Mostly, though, I’m really resentful of the idea that the decision on the part of girls with mental illnesses not to have sex is somehow related to immaturity.  This is a tough one, because of course mental illness in girls is socially far more likely to be heavily sexualized, with “promiscuity” often considered just short of a symptom of mental illness, where actual mental illnesses are ignored if not openly encouraged in our society.  In this case, the cost-benefit analysis I’ve put up above is even more pronounced.  If mental illness – not a sense of discontent created in reasonable reaction to sexist society, but symptoms of mental illness – are gnawing away at a girl’s sense of self, she’s not less mature than her sex-having peers to avoid the potentially greater negative consequences for her.  This can be true even if a girl is reasonably capable of taking stock of the risks of sex, minimizing its potential negative outcomes, and evaluating sexist social expectations surrounding sexuality for what they really are.

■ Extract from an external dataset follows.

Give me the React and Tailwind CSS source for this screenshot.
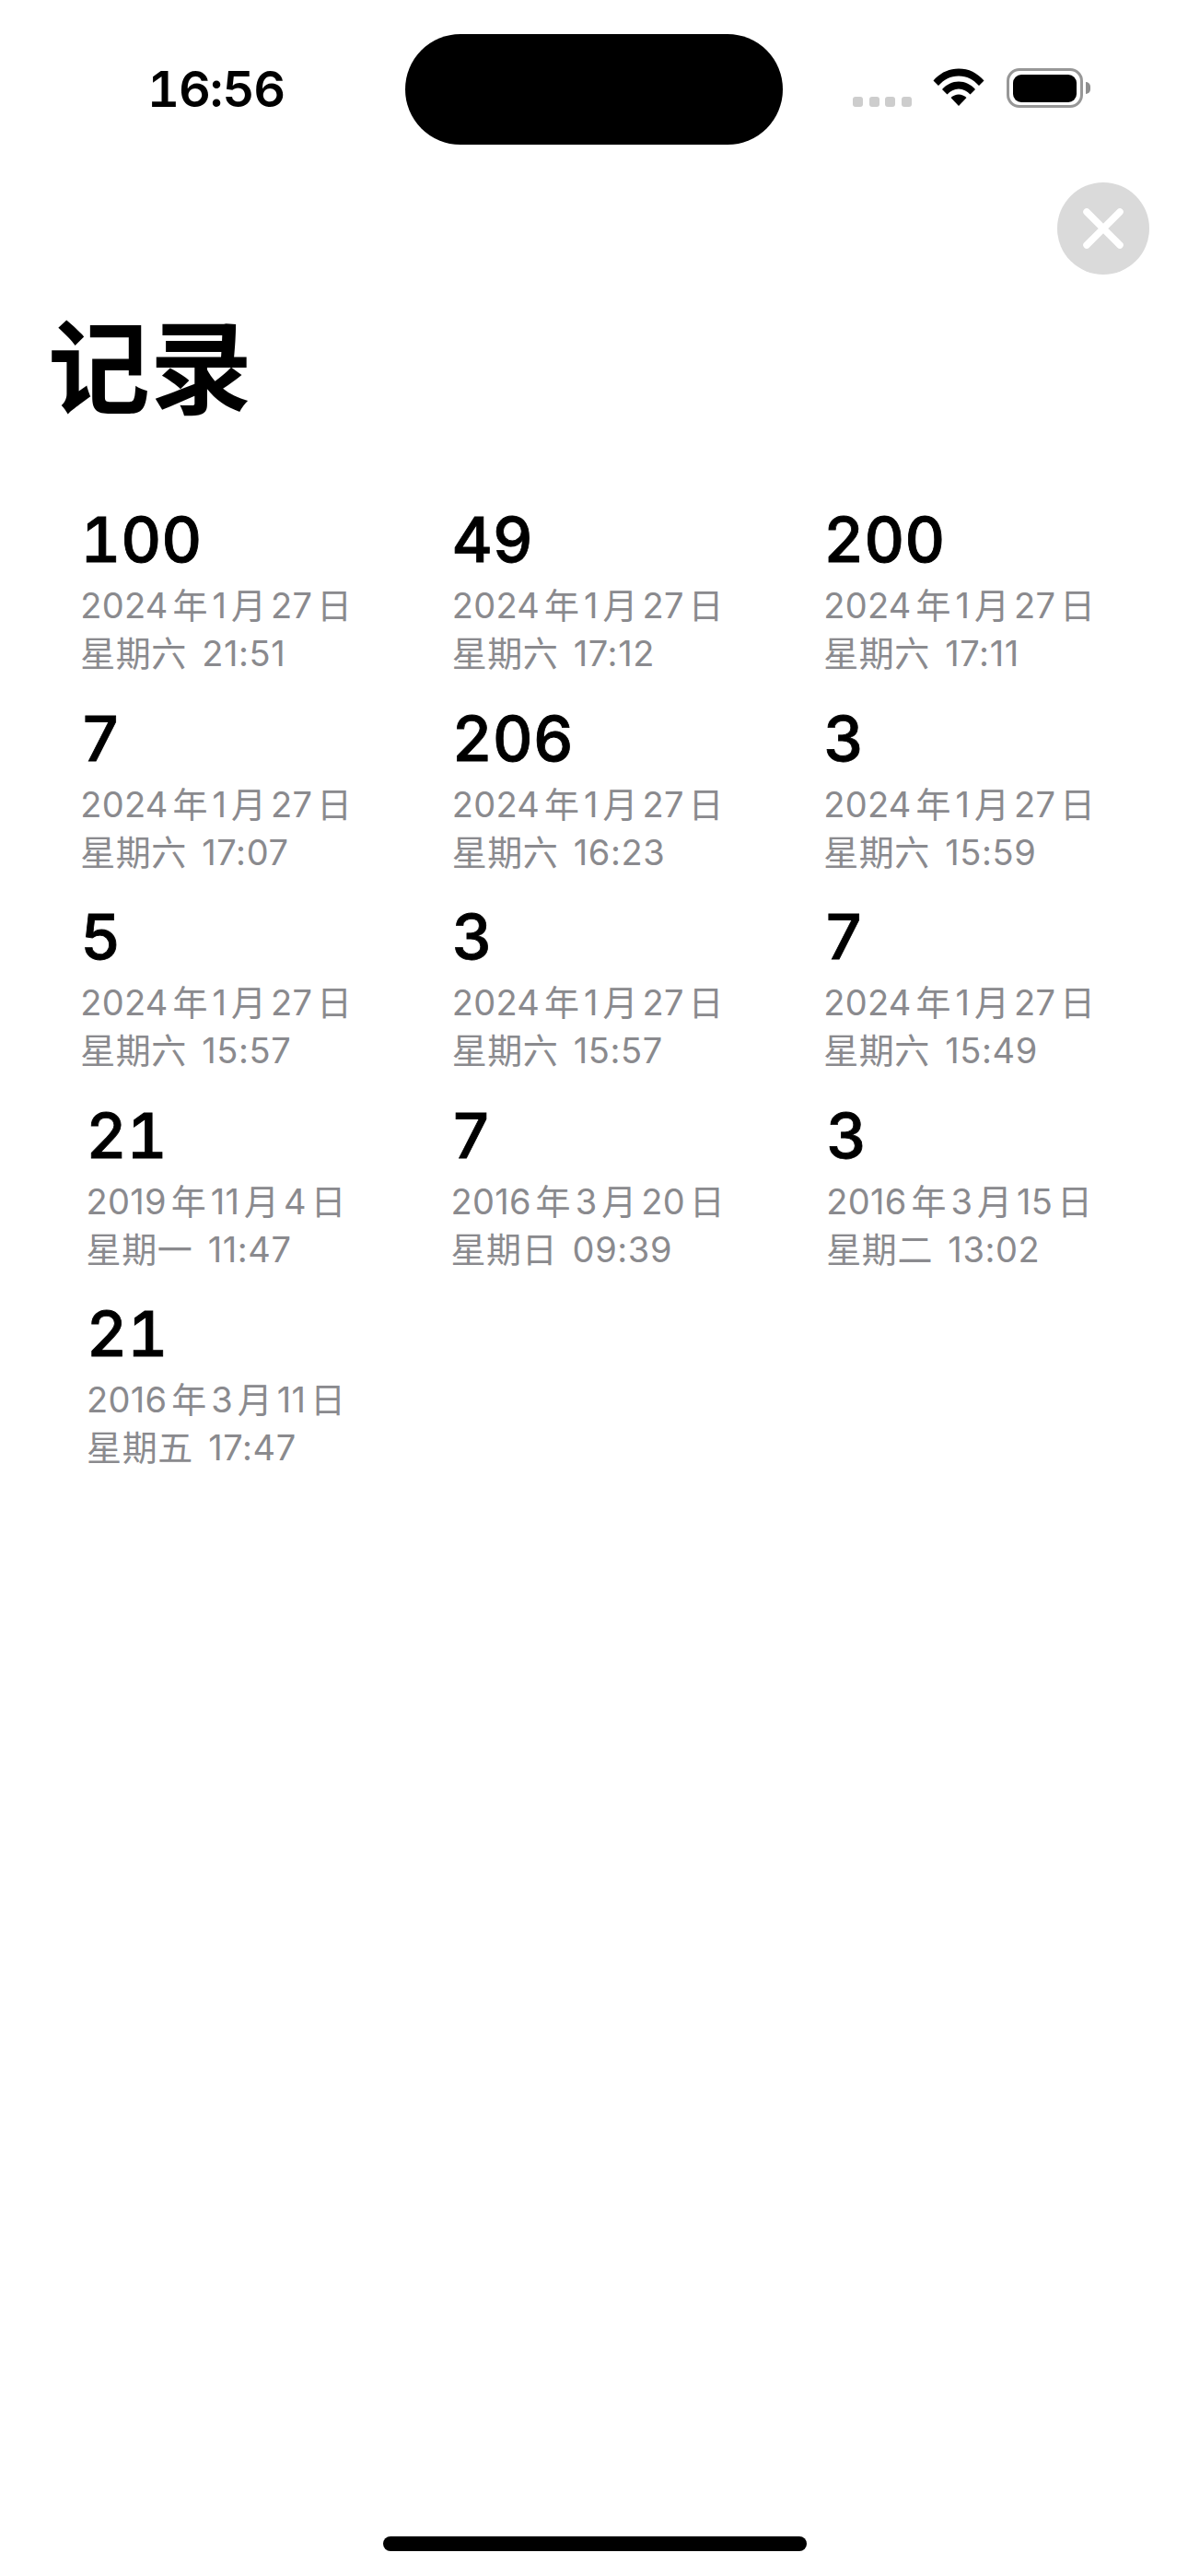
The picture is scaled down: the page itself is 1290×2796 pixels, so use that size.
const records = [
  ["100", "2024年1月27日", "星期六 21:51"],
  ["49", "2024年1月27日", "星期六 17:12"],
  ["200", "2024年1月27日", "星期六 17:11"],
  ["7", "2024年1月27日", "星期六 17:07"],
  ["206", "2024年1月27日", "星期六 16:23"],
  ["3", "2024年1月27日", "星期六 15:59"],
  ["5", "2024年1月27日", "星期六 15:57"],
  ["3", "2024年1月27日", "星期六 15:57"],
  ["7", "2024年1月27日", "星期六 15:49"],
  ["21", "2019年11月4日", "星期一 11:47"],
  ["7", "2016年3月20日", "星期日 09:39"],
  ["3", "2016年3月15日", "星期二 13:02"],
  ["21", "2016年3月11日", "星期五 17:47"],
];

function Wifi() {
  return (
    <svg width="56" height="42" viewBox="0 0 56 42" className="mt-[-1px]">
      <path d="M0.5 13.5 C8 5 17 0.5 28 0.5 C39 0.5 48 5 55.5 13.5 L50 19 C44 12.5 37 8.5 28 8.5 C19 8.5 12 12.5 6 19 Z" fill="#000" />
      <path d="M10 23 C15 17.5 21 14.5 28 14.5 C35 14.5 41 17.5 46 23 L40.5 28.5 C37 25 33 22.5 28 22.5 C23 22.5 19 25 15.5 28.5 Z" fill="#000" />
      <path d="M19.5 32 C22 29.8 25 28.5 28 28.5 C31 28.5 34 29.8 36.5 32 L28 41 Z" fill="#000" />
    </svg>
  );
}

function Battery() {
  return (
    <div className="flex items-center">
      <div className="flex h-[43px] w-[83px] items-center justify-center rounded-[14px] border-[3px] border-[#979797] bg-white">
        <div className="h-[30px] w-[69px] rounded-[9px] bg-black" />
      </div>
      <div className="ml-[3px] h-[13px] w-[5px] rounded-r-full bg-[#8e8e8e]" />
    </div>
  );
}

function Record({ value, date, time }) {
  return (
    <div className="justify-self-center">
      <div className="h-[84px] text-[68px] leading-[84px] font-medium text-black tabular-nums [-webkit-text-stroke:0.8px_#000]">{value}</div>
      <div className="mt-[4px] text-[38px] leading-[52px] tracking-[0.3px] whitespace-nowrap text-[#8a8a8e] [text-autospace:normal]">{date}</div>
      <div className="text-[38px] leading-[52px] tracking-[0.6px] whitespace-nowrap text-[#8a8a8e] [word-spacing:5px]">{time}</div>
    </div>
  );
}

export default function App() {
  return (
    <div className="flex h-[2796px] w-[1290px] flex-col overflow-hidden bg-white font-['Inter','Noto_Sans_CJK_SC',sans-serif]">
      <div className="relative flex h-[198px] shrink-0 items-start">
        <div className="mt-[66px] ml-[160px] w-[153px] text-[54px] leading-[62px] font-semibold tracking-[-1px] text-black tabular-nums">16:56</div>
        <div className="mt-[37px] ml-[126.5px] h-[120px] w-[410px] rounded-full bg-black" />
        <div className="mt-[105px] ml-[76.5px] flex gap-[6.5px]">
          {[0, 1, 2, 3].map((i) => (
            <div key={i} className="h-[11px] w-[11px] rounded-[3px] bg-[#cdcdcd]" />
          ))}
        </div>
        <div className="mt-[75px] ml-[23.5px]"><Wifi /></div>
        <div className="mt-[74px] ml-[24px]"><Battery /></div>
      </div>

      <div className="flex justify-end pr-[42px]">
        <button className="flex h-[100px] w-[100px] items-center justify-center rounded-full bg-[#dadada]">
          <svg width="48" height="48" viewBox="0 0 48 48">
            <path d="M6 6 L42 42 M42 6 L6 42" stroke="#fff" strokeWidth="7.5" strokeLinecap="round" fill="none" />
          </svg>
        </button>
      </div>

      <h1 className="mt-[28px] ml-[52px] h-[150px] text-[111px] leading-[150px] font-bold text-black">记录</h1>

      <div className="mt-[67px] grid grid-cols-[repeat(3,403.5px)] gap-y-[23.5px] pl-[33px]">
        {records.map((r, i) => (
          <Record key={i} value={r[0]} date={r[1]} time={r[2]} />
        ))}
      </div>

      <div className="mt-auto mb-[27px] ml-[416px] h-[16px] w-[460px] rounded-full bg-black" />
    </div>
  );
}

This is deeply personal to me.  Was I immature to steer clear of sexual relationships when I was sixteen and the driving force of my existence was my self-loathing?  When the lack of privacy enforced by my religious, controlling parents mean that if I was very, very lucky, enough to avoid all the potential negative consequences we usually associate with sex, I would still be assured emotional repercussions which would further exacerbate my depressive symptoms?  When hiding my body was the only way I could muffle ED’s screaming the tiniest bit?  No.  It was a very, very fortunate instinct which helped to keep me out of the way of great harm, a cold iron core of self-preservation that I deeply hope I still have.  If I could go back, knowing what I know now about myself and the world as a sexual adult almost ten years later, I’d make a direct cost-benefit analysis and do the same thing.  But I would feel a hell of a lot less crummy about it.  And when things changed for me, I wouldn’t have any ridiculous internalized shame about my lack of sexual history hindering my enjoyment of my life.  I’m aware that the plural of anecdote is not data.  While I genuinely do hope I was the only such teen who found that these particular experiences were yet another unfortunate consequence of her brain chemistry, I throw this horribly personal story up there for two reasons:  (a) because dude, I really fucking doubt it was just me, and (b) to show the lack of logic inherent to the use of the term “maturity” for this particular situation.

I don’t think any feminist would really disagree with what I’ve argued here, which is why I’m uncomfortable to even construe this as a critique of feminism as a whole.  I am, deep in my chilly little heart, a harm reductionist with a huge sense of immediacy.  If someone wants to argue that activists in the wider world have to use terminology which is deeply incorrect but the easiest way to explain our crucial goals to mainstream society in order to get girls as much help and support as possible right now, I don’t honestly know that I would jump up and down on principle to vehemently or entirely disagree, even if I also understand and deeply respect those who would do so.  I get that there’s an argument there.  But I think we should be aware that that’s what we’re doing, and that there is a trade-off in the form of direct harm to girls who are already marginalized.  I think that at least in conversations among ourselves, we should challenge our shorthand and the presumptions it makes.